Whenever a line below holds the word "full", copy that line.

* Start *

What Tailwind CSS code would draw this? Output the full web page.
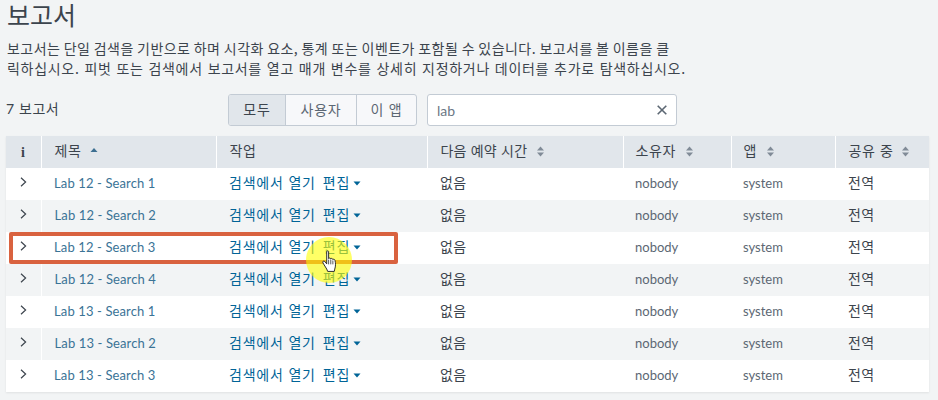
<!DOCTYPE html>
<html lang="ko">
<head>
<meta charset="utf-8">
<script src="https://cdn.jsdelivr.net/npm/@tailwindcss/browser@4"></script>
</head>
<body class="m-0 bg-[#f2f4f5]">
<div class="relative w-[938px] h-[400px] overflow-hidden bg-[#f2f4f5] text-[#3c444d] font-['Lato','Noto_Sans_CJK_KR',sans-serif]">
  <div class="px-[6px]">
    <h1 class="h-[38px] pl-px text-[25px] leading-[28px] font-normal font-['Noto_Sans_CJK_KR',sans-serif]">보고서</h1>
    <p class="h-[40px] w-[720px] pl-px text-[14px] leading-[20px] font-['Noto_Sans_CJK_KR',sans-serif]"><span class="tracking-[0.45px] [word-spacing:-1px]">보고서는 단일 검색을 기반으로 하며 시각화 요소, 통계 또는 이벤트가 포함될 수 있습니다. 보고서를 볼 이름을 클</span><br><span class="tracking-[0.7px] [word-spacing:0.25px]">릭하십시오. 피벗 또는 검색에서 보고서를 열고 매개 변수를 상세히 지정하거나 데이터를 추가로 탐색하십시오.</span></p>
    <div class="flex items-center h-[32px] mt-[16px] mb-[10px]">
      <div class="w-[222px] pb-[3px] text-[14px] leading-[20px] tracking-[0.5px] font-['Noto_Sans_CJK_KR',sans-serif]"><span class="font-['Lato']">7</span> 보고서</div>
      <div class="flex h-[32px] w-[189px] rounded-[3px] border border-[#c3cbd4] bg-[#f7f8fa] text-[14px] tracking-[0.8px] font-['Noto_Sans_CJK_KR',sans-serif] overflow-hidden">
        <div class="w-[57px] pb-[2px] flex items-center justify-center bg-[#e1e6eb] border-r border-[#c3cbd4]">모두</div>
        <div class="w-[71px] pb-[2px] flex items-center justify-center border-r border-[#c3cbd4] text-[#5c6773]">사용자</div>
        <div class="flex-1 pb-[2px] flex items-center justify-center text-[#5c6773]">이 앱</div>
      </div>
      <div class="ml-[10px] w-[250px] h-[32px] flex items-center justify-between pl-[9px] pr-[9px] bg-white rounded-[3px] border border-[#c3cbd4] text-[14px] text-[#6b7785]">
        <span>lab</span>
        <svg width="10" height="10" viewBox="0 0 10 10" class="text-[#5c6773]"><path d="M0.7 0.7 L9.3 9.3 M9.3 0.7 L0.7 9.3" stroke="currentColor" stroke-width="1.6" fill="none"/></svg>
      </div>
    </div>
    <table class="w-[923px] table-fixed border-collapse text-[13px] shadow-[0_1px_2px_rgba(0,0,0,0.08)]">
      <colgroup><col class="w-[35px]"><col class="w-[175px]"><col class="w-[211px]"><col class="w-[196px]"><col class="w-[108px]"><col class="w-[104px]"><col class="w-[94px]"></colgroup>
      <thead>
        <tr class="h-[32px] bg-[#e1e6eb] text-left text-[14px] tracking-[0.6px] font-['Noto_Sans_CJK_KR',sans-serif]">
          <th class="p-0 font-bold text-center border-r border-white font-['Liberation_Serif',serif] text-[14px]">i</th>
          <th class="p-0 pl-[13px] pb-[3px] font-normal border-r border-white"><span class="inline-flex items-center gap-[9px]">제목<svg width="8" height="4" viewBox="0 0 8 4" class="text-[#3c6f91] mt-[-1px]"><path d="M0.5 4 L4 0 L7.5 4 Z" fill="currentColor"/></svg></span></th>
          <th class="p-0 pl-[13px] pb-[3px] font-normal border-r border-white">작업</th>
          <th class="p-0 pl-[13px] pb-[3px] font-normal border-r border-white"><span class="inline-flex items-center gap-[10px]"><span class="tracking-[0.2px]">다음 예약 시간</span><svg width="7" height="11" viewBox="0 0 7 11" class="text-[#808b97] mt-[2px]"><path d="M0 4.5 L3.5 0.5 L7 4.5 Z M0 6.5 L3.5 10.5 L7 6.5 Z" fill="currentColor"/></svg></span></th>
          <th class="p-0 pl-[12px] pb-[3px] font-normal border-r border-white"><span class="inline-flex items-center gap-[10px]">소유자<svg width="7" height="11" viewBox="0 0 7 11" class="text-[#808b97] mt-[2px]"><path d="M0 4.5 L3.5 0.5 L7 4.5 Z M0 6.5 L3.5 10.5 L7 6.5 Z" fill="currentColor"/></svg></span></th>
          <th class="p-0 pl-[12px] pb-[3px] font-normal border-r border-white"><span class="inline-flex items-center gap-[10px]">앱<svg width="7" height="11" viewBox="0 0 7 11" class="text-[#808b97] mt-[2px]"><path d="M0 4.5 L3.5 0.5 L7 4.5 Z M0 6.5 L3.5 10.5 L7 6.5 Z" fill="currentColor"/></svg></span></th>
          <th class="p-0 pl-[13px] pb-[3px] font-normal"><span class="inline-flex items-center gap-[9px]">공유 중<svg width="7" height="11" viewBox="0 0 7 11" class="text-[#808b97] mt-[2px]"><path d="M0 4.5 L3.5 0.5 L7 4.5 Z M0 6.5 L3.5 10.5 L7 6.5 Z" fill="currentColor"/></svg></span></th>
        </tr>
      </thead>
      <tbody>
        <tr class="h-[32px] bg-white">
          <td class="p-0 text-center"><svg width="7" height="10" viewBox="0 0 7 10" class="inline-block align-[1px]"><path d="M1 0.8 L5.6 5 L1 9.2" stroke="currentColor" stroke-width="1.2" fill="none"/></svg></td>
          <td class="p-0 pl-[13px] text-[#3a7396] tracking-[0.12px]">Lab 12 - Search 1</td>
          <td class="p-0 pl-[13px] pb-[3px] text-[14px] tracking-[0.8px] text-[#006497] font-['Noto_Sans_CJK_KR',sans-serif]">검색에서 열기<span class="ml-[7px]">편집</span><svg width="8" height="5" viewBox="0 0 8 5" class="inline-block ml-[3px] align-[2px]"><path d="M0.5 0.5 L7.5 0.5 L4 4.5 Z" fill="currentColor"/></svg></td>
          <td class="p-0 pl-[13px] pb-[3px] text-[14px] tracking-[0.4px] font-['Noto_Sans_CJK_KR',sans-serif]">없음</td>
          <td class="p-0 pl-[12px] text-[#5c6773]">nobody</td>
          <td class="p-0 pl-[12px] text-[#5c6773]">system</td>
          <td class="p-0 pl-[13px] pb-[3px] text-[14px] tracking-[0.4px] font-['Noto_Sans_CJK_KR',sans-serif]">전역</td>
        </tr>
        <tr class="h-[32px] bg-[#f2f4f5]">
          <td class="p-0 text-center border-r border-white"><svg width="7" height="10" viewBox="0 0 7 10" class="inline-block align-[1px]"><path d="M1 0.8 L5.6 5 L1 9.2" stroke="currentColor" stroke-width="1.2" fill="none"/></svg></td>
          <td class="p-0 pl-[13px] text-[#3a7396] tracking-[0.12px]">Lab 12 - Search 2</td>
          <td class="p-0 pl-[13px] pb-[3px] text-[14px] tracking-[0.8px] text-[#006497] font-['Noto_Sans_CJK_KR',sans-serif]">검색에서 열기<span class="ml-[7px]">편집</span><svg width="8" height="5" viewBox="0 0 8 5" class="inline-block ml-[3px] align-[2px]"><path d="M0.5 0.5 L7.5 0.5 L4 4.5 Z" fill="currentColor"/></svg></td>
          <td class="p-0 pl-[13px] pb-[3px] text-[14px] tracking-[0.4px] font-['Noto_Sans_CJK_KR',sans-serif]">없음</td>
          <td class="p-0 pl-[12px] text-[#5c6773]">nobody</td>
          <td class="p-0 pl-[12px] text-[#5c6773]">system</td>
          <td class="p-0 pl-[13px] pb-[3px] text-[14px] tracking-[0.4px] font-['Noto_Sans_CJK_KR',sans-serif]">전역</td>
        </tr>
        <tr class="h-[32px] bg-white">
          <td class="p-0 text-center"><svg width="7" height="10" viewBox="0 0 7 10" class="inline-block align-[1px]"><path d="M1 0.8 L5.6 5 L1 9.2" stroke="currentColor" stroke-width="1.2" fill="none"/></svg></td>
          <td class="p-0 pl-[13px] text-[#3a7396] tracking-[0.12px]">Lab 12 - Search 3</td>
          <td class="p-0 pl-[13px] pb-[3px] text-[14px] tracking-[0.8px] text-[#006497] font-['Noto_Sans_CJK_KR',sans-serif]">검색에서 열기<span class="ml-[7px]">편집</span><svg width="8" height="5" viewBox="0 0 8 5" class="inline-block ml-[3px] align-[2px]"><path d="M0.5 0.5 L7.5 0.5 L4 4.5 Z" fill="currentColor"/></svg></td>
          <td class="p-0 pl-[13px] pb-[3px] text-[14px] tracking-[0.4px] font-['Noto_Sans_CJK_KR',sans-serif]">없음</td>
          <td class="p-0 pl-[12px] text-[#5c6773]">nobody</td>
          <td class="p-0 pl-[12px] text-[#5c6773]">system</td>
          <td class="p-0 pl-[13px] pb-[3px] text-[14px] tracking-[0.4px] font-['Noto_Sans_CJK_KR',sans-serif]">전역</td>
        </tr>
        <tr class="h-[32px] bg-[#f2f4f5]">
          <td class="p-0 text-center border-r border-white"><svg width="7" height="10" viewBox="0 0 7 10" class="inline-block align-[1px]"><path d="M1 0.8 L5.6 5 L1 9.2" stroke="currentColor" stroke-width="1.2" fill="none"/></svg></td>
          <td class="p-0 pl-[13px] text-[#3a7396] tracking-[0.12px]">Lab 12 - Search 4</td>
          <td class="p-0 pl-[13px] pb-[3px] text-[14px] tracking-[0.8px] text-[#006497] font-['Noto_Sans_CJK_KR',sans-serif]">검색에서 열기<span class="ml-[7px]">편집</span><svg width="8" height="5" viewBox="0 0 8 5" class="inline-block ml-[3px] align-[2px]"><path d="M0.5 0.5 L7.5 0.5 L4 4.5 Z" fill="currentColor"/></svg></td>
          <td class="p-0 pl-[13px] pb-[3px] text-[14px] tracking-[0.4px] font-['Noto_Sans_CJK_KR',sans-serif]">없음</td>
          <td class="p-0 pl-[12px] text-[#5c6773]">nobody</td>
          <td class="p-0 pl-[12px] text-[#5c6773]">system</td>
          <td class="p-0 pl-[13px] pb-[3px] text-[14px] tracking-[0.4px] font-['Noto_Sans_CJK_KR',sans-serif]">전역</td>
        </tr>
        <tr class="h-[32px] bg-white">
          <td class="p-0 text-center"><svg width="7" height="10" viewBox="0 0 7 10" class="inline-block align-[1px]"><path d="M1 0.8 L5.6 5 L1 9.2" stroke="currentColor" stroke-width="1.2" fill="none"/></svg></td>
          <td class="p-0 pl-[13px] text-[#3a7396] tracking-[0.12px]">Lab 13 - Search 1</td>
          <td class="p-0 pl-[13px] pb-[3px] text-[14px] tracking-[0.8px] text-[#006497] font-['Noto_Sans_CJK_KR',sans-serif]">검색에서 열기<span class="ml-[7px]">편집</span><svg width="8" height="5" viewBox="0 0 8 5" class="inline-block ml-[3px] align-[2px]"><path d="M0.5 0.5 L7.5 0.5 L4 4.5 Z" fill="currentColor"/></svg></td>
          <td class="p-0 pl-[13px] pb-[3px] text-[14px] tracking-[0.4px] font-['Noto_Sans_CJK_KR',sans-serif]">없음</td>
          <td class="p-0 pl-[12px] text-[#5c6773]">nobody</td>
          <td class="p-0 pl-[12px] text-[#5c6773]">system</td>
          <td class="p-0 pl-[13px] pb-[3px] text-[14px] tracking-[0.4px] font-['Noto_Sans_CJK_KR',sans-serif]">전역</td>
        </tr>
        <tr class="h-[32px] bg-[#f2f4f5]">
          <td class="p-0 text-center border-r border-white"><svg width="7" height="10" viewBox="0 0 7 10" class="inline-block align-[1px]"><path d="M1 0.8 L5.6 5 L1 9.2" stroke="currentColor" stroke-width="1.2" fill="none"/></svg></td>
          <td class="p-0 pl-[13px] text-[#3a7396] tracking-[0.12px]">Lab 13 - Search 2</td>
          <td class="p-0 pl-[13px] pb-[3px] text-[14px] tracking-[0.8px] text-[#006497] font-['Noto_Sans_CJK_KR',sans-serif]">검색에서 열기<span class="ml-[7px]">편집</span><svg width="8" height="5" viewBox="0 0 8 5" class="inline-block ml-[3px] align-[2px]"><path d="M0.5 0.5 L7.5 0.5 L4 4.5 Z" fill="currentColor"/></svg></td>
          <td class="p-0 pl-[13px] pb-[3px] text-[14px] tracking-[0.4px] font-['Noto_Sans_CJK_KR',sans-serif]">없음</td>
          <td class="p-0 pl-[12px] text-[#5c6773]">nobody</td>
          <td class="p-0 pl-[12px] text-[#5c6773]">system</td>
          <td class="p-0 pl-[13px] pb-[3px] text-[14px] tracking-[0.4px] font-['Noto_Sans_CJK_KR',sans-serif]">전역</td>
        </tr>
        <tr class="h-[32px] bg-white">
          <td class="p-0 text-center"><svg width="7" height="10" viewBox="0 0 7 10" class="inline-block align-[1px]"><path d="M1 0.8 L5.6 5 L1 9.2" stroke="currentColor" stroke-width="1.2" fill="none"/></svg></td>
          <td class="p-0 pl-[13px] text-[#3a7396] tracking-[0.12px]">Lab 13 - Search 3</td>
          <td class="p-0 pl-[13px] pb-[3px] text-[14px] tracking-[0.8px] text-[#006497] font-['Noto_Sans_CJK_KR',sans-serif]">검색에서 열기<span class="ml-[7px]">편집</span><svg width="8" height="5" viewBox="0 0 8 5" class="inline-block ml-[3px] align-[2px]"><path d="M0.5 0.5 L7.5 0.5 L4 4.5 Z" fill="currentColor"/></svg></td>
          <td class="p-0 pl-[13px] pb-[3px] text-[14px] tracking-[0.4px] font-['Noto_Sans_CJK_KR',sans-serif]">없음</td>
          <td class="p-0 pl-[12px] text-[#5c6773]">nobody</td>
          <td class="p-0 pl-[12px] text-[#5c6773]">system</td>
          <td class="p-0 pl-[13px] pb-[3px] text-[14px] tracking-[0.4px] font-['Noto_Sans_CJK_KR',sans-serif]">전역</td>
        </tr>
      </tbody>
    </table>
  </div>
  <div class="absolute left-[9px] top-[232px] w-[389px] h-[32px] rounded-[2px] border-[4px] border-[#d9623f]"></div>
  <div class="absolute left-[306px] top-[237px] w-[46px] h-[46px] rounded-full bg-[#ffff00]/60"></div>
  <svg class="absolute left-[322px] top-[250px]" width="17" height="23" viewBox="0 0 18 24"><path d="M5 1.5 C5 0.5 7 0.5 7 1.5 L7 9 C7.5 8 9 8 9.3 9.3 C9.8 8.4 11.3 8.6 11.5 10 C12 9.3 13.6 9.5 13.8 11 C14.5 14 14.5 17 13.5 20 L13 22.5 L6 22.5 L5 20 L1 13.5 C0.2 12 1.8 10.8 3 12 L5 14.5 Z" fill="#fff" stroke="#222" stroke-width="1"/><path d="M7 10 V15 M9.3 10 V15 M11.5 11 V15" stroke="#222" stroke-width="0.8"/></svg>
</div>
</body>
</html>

* End *

◆ Solution to this problem
What Tailwind CSS code would draw this? Output the full web page.
  <div class="absolute left-[306px] top-[237px] w-[46px] h-[46px] rounded-full bg-[#ffff00]/60"></div>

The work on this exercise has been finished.